Living Belief: Being Christian – Being Human

John Barton. Continium, London. 93 pp, 2005. £6.99. ISBN 082648851X. This review by Hugh Dawes first appeared in the newsletter of the Progressive Christianity Network—Britain.

John Barton might not at first encounter be everyone’s idea of a typical PCN author, whatever precisely that might be. His approach is gentle, irenic and measured, and rather different from the more in your face approach of some which many value, but can seem harsh to others.

Oriel and Lang Professor of the Interpretation of Holy Scripture at Oxford since 1991, he writes out of a long tradition of liberal Anglican study of scripture. And like others in that school (one thinks of Leslie Houlden, John Drury, and Austin Farrer before them) he has always had a desire to translate scholarship in a practical way to make it not only accessible but also useful for ordinary believers. His Love Unknown, published a good few years ago now, began as a series of Holy Week addresses in the parish where he himself worships and also assists, and is one of the finest reflections on the death of Jesus that I know.

This new book, Living Belief: Being Christian – Being Human, derives from addresses given first to clergy or those preparing to be clergy. But that ought not to be read as suggesting any sort of underwriting of clerical superiority by Barton. First because, as he says, many of its ideas were first tested with congregations with whom he has preached. But also, and more tellingly, because the book is in a sense a warning to clergy and the over-religious more generally of the perils of defining beliefs, and of thinking that if you have done that, all is well. “Strangely enough,” he says in his introduction, “the beliefs to which the creeds bear witness are not always the beliefs by which Christians actually live from day to day…. On the other hand, there are many beliefs that animate the much Christian life but are not found in the creeds at all. For many Christians the heart of their faith is to do with making sense of the world, relating to the Christ known in prayer and action, living constructively with others, fostering certain kinds of attitude and relationship.” These things, for Barton, are what make up ‘Living Belief’.

The book has eight short chapters exploring four areas of this: Suffering with Christ; a divine plan for life; ministering to others; and Joy. The first chapter in each case starts from what has been received from scripture and the Christian tradition, whilst the second is more focussed on working with that and making some sense of it today. Barton is well read, and draws on a rich vein of literary resources, but he also writes movingly and illuminatingly of people he knows.
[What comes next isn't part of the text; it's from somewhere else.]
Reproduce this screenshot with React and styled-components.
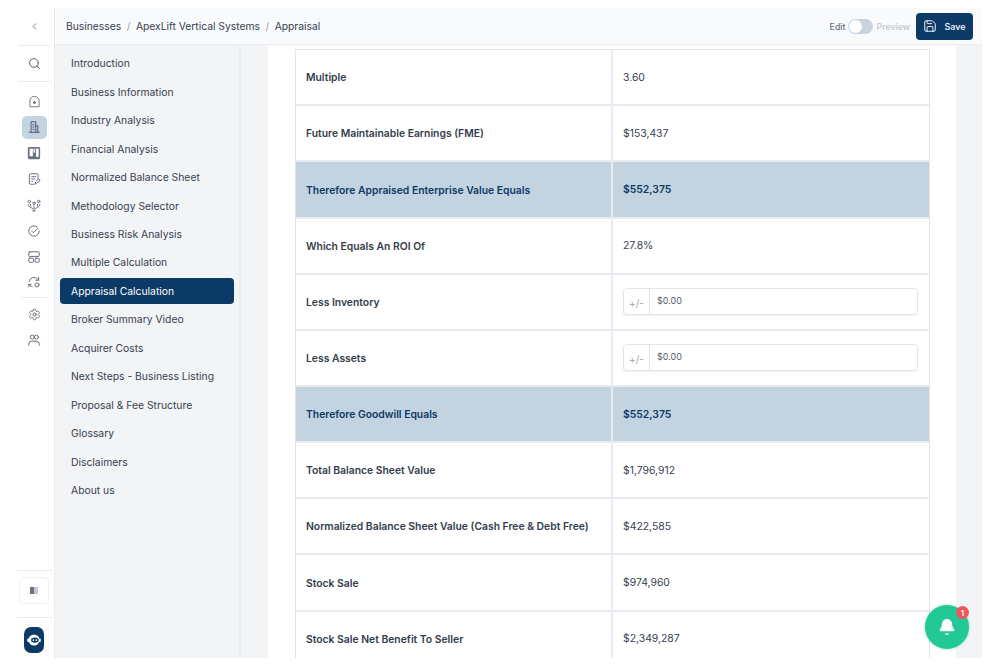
import React from 'react';
import styled, { createGlobalStyle } from 'styled-components';
import { ChevronLeft, Search, Settings, Save, Bell } from 'lucide-react';

const Global = createGlobalStyle`
  html, body { margin: 0; padding: 0; background: #fff; overflow: hidden; height: 666px; }
  body { font-family: Inter, "Liberation Sans", sans-serif; -webkit-font-smoothing: antialiased; }
  * { box-sizing: border-box; }
`;
const Shell = styled.div`
  position: relative; width: 982px; height: 650px; margin-top: 8px; display: flex; overflow: hidden; background: #f3f4f6;
`;
const Rail = styled.aside`
  width: 55px; flex: none; background: #fff; border-right: 1px solid #e8eaee; padding-left: 14px; display: flex; flex-direction: column; align-items: center;
`;
const RailTop = styled.div`
  height: 37px; width: 100%; display: flex; align-items: center; justify-content: center; color: #6b7280;
`;
const RailRule = styled.div`
  height: 1px; width: ${p => p.$w || 32}px; background: #e8eaee; flex: none; margin-left: ${p => p.$shift || 0}px; margin-top: ${p => p.$top || 0}px;
`;
const RailSearch = styled.div`
  height: 35px; width: 100%; display: flex; align-items: center; justify-content: center; color: #4b5563;
`;
const RailGroup = styled.div`
  display: flex; flex-direction: column; align-items: center; gap: 2.85px; padding-top: ${p => p.$top}px; width: 100%;
`;
const RailIcon = styled.div`
  width: 25px; height: 23px; border-radius: 5px; display: flex; align-items: center; justify-content: center; color: #5f6773;
  background: ${p => (p.$active ? '#c3d3e0' : 'transparent')};
`;
const RailSpacer = styled.div`flex: 1;`;
const DockBox = styled.div`
  width: 30px; height: 27px; margin: 6px 0 13px; border: 1px solid #eef0f3; border-radius: 4px; display: flex; align-items: center; justify-content: center;
`;
const LogoBadge = styled.div`
  width: 20px; height: 26px; margin: 9px 0 5px; border-radius: 7px; background: #0b3a66; display: flex; align-items: center; justify-content: center;
`;
const Main = styled.div`flex: 1; min-width: 0; display: flex; flex-direction: column;`;
const Header = styled.header`
  height: 37px; flex: none; background: #f9fafb; border-bottom: 1px solid #eceef1; display: flex; align-items: center; padding: 0 9px 0 11px;
`;
const Crumbs = styled.nav`
  display: flex; align-items: center; gap: 5.5px; font-size: 10.3px; color: #374151; flex: 1; white-space: nowrap;
`;
const Sep = styled.span`color: #9ca3af;`;
const ModeLabel = styled.span`
  font-size: 8.8px; font-weight: 500; color: ${p => (p.$on ? '#64748b' : '#c2c7cf')};
`;
const Toggle = styled.span`
  width: 25px; height: 15px; border-radius: 8px; background: #c9d3de; margin: 0 3.5px 0 2.5px; display: flex; align-items: center; padding-left: 1px;
`;
const Knob = styled.span`width: 13px; height: 13px; border-radius: 50%; background: #fff;`;
const SaveBtn = styled.button`
  width: 57px; height: 27px; margin-left: 6px; border: 0; border-radius: 4px; background: #0b3a66; color: #fff; font: 500 9px Inter, sans-serif;
  display: flex; align-items: center; justify-content: center; gap: 7px; padding: 0;
`;
const Body = styled.div`flex: 1; min-height: 0; display: flex;`;
const SideNav = styled.nav`
  width: 186px; flex: none; background: #f3f4f6; box-shadow: inset -2px 0 1px #eaecef; padding: 5.4px 7px 0 5px; display: flex; flex-direction: column;
`;
const NavItem = styled.div`
  height: 26px; margin-bottom: 2.45px; flex: none; border-radius: 4px; padding-left: 11px; display: flex; align-items: center; font-size: 10.35px; white-space: nowrap;
  color: ${p => (p.$active ? '#fff' : '#374151')}; background: ${p => (p.$active ? '#0b3a66' : 'transparent')};
`;
const Content = styled.main`
  width: 688px; margin-left: 27px; flex: none; background: #fff; padding: 4.2px 26px 0 27px; overflow: hidden;
`;
const Table = styled.div`
  width: 635px; border: 1px solid #e2e5ea; border-bottom: 0;
`;
const Row = styled.div`
  height: 56.15px; display: grid; grid-template-columns: 317px 1fr; border-bottom: 2px solid #e8ebef;
  background: ${p => (p.$hl ? '#c3d3e0' : '#fff')};
`;
const Label = styled.div`
  display: flex; align-items: center; padding-left: 10px; border-right: 2px solid #e8ebef; font-size: 10.35px; font-weight: 600; white-space: nowrap;
  color: ${p => (p.$hl ? '#0b3a66' : '#333d4b')};
`;
const Value = styled.div`
  display: flex; align-items: center; padding: 0 10px; font-size: 10.4px;
  font-weight: ${p => (p.$hl ? 600 : 400)}; color: ${p => (p.$hl ? '#0b3a66' : '#374151')};
`;
const InputGroup = styled.div`
  width: 295px; height: 27px; border: 1px solid #e2e5ea; border-radius: 4px; display: flex; align-items: stretch; background: #fff; box-shadow: 0 1px 1px #f0f1f3;
`;
const Addon = styled.span`
  width: 26px; border-right: 1px solid #e2e5ea; display: flex; align-items: center; justify-content: center; font-size: 10px; color: #9ca3af; padding-top: 2px;
`;
const Field = styled.span`
  flex: 1; display: flex; align-items: center; padding: 0 0 2px 7px; font-size: 9px; color: #555b65;
`;
const Fab = styled.div`
  position: absolute; left: 925px; top: 597px; width: 44px; height: 44px; border-radius: 50%; background: #22c997; box-shadow: 0 0 3px rgba(34,201,151,.5);
  display: flex; align-items: center; justify-content: center; color: #fff;
`;
const FabCount = styled.span`
  position: absolute; top: 1px; right: 0; width: 13px; height: 13px; border-radius: 50%; background: #f0565e; color: #fff; font-size: 8px; font-weight: 600;
  display: flex; align-items: center; justify-content: center;
`;

const Svg = ({ children, size = 14, ...r }) => (
  <svg width={size} height={size} viewBox="0 0 24 24" fill="none" stroke="currentColor" strokeWidth="1.6" strokeLinecap="round" strokeLinejoin="round" {...r}>{children}</svg>
);
const HomeIcon = () => <Svg size={13}><path d="M3.5 21V11a8.5 8.5 0 0 1 17 0v10z" /><circle cx="12" cy="14" r="1.8" fill="currentColor" /></Svg>;
const BuildingIcon = () => <Svg stroke="#44546a" size={14}><path d="M4 21h17M7 21V3h8v18M15 10h3.500v11" /><path d="M10 8h2M10 12h2M10 16h2" /></Svg>;
const BoardIcon = () => <svg width="14" height="14" viewBox="0 0 24 24"><rect x="1.5" y="1.5" width="21" height="21" rx="2.5" fill="#6b7280" /><rect x="4.500" y="4.500" width="5.500" height="13" fill="#fff" /><rect x="11" y="4.500" width="3" height="7" fill="#e5e7eb" /><rect x="15.500" y="4.500" width="4.500" height="14" fill="#fff" /></svg>;
const NoteIcon = () => <Svg><path d="M19 11V5a2 2 0 0 0-2-2H6a2 2 0 0 0-2 2v14a2 2 0 0 0 2 2h6" /><path d="M8 8h7M8 12h5M8 16h2" /><path d="M14 20l.6-3 5.4-5.2 2.4 2.4L17 19.4z" /></Svg>;
const NetworkIcon = () => <Svg strokeWidth="1.5"><circle cx="4" cy="6" r="2.200" /><circle cx="12" cy="9" r="2.200" /><circle cx="20" cy="6" r="2.200" /><path d="M2 11c0 3 1 4 4 5l4 2M22 11c0 3-1 4-4 5l-4 2M6 11v3M18 11v3M12 13v9M9.500 22h5" /></Svg>;
const CheckIcon = () => <Svg><path d="M21 12a9 9 0 1 1-4-7.500" /><path d="M8 12l3 3 8-8" /></Svg>;
const LayoutIcon = () => <Svg><rect x="3" y="3" width="18" height="8" rx="1.500" /><rect x="3" y="14" width="8" height="7" rx="1.500" /><rect x="14" y="14" width="7" height="7" rx="1.500" /></Svg>;
const SyncIcon = () => <Svg><path d="M4 11a8 8 0 0 1 14-4l2 2" /><path d="M20 4v5h-5" /><path d="M3 20v-4h4" /><path d="M3 16l2 2a7 7 0 0 0 4 2" /><circle cx="17" cy="17" r="3.500" /></Svg>;
const PeopleIcon = () => <Svg><circle cx="9" cy="7" r="3.500" /><circle cx="16" cy="7" r="3.500" /><path d="M3 21v-2a5 5 0 0 1 5-5h8a5 5 0 0 1 5 5v2" /></Svg>;
const PanelIcon = () => <svg width="8" height="7" viewBox="0 0 8 7"><rect width="4" height="7" fill="#6b7280" /><rect x="4" width="4" height="7" fill="#c4c8ce" /></svg>;
const LogoIcon = () => <svg width="14" height="14" viewBox="0 0 24 24"><circle cx="12" cy="12" r="9.500" fill="#fff" /><rect x="0.500" y="9.500" width="3" height="6" rx="1.500" fill="#fff" /><rect x="20.500" y="9.500" width="3" height="6" rx="1.500" fill="#fff" /><ellipse cx="13.500" cy="12" rx="6.500" ry="4.500" fill="#0b3a66" /><circle cx="11" cy="12" r="1.500" fill="#fff" /><circle cx="16" cy="12" r="1.500" fill="#fff" /></svg>;

const navItems = ['Introduction', 'Business Information', 'Industry Analysis', 'Financial Analysis', 'Normalized Balance Sheet', 'Methodology Selector', 'Business Risk Analysis', 'Multiple Calculation', 'Appraisal Calculation', 'Broker Summary Video', 'Acquirer Costs', 'Next Steps - Business Listing', 'Proposal & Fee Structure', 'Glossary', 'Disclaimers', 'About us'];
const rows = [
  { l: 'Multiple', v: '3.60' },
  { l: 'Future Maintainable Earnings (FME)', v: '$153,437' },
  { l: 'Therefore Appraised Enterprise Value Equals', v: '$552,375', hl: true },
  { l: 'Which Equals An ROI Of', v: '27.8%' },
  { l: 'Less Inventory', input: '$0.00' },
  { l: 'Less Assets', input: '$0.00' },
  { l: 'Therefore Goodwill Equals', v: '$552,375', hl: true },
  { l: 'Total Balance Sheet Value', v: '$1,796,912' },
  { l: 'Normalized Balance Sheet Value (Cash Free & Debt Free)', v: '$422,585' },
  { l: 'Stock Sale', v: '$974,960' },
  { l: 'Stock Sale Net Benefit To Seller', v: '$2,349,287' },
];

export default function App() {
  return (
    <Shell>
      <Global />
      <Rail>
        <RailTop><ChevronLeft size={11} strokeWidth={2} /></RailTop>
        <RailRule />
        <RailSearch><Search size={13} strokeWidth={1.7} /></RailSearch>
        <RailRule />
        <RailGroup $top={8}>
          <RailIcon><HomeIcon /></RailIcon>
          <RailIcon $active><BuildingIcon /></RailIcon>
          <RailIcon><BoardIcon /></RailIcon>
          <RailIcon><NoteIcon /></RailIcon>
          <RailIcon><NetworkIcon /></RailIcon>
          <RailIcon><CheckIcon /></RailIcon>
          <RailIcon><LayoutIcon /></RailIcon>
          <RailIcon><SyncIcon /></RailIcon>
        </RailGroup>
        <RailRule $w={26} $top={3} />
        <RailGroup $top={5}>
          <RailIcon><Settings size={13} strokeWidth={1.6} /></RailIcon>
          <RailIcon><PeopleIcon /></RailIcon>
        </RailGroup>
        <RailSpacer />
        <RailRule $w={36} $shift={2} />
        <DockBox><PanelIcon /></DockBox>
        <RailRule $w={36} $shift={2} />
        <LogoBadge><LogoIcon /></LogoBadge>
      </Rail>
      <Main>
        <Header>
          <Crumbs>
            <span>Businesses</span><Sep>/</Sep><span>ApexLift Vertical Systems</span><Sep>/</Sep><span>Appraisal</span>
          </Crumbs>
          <ModeLabel $on>Edit</ModeLabel>
          <Toggle><Knob /></Toggle>
          <ModeLabel>Preview</ModeLabel>
          <SaveBtn><Save size={14} strokeWidth={1.6} />Save</SaveBtn>
        </Header>
        <Body>
          <SideNav>
            {navItems.map(n => <NavItem key={n} $active={n === 'Appraisal Calculation'}>{n}</NavItem>)}
          </SideNav>
          <Content>
            <Table>
              {rows.map(r => (
                <Row key={r.l} $hl={r.hl}>
                  <Label $hl={r.hl}>{r.l}</Label>
                  <Value $hl={r.hl}>
                    {r.input ? <InputGroup><Addon>+/-</Addon><Field>{r.input}</Field></InputGroup> : r.v}
                  </Value>
                </Row>
              ))}
            </Table>
          </Content>
        </Body>
        <Fab><Bell size={18} fill="currentColor" strokeWidth={1.5} /><FabCount>1</FabCount></Fab>
      </Main>
    </Shell>
  );
}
He can be sharp about the harm well-meaning religious people so often cause. Wendy, a hairdresser who suffers from depression, says “that the majority of comments made to her by religious people made the depression rather worse. Some diagnose her problem as a lack of trust in God, and this simply endorses one of the elements in her own distorted thinking and helps her to feel she doesn’t deserve to get better… The idea that she was sharing Christ’s sufferings struck her as pretty incomprehensible, but she could get somewhere with the idea that everyone has a cross to bear, including Jesus, including herself, perhaps even including God, whatever that could possibly mean.”

Barton is suspicious of naïve statements about meaning, and the whole idea of ‘the meaning of life’. He stands with Freud rather than Jung, so beloved by many Christians. “The healthy person, for Freud, is not someone who has pondered the question of meaning and won through to a correct interpretation of the world, but someone who finds such satisfaction and meaningfulness in their daily life that such agonised questions do not arise in their mind in the first place.”

I have found Living Belief pure delight. Its shortness, its simplicity and clarity of style, should not cause us to miss out on the insights there are on just about every page. It is designed to be used as a Lent Book. If there are PCN groups wanting to keep Lent together, this would be the ideal book to use. But don’t underplay it that way! Get it onto the agendas of your Church Councils, elders meetings or whatever, and try and have everyone in your local Christian community reading it and talking about it. That way it will help, I feel sure, to draw out the open believer in many people who might not immediately see themselves in those terms.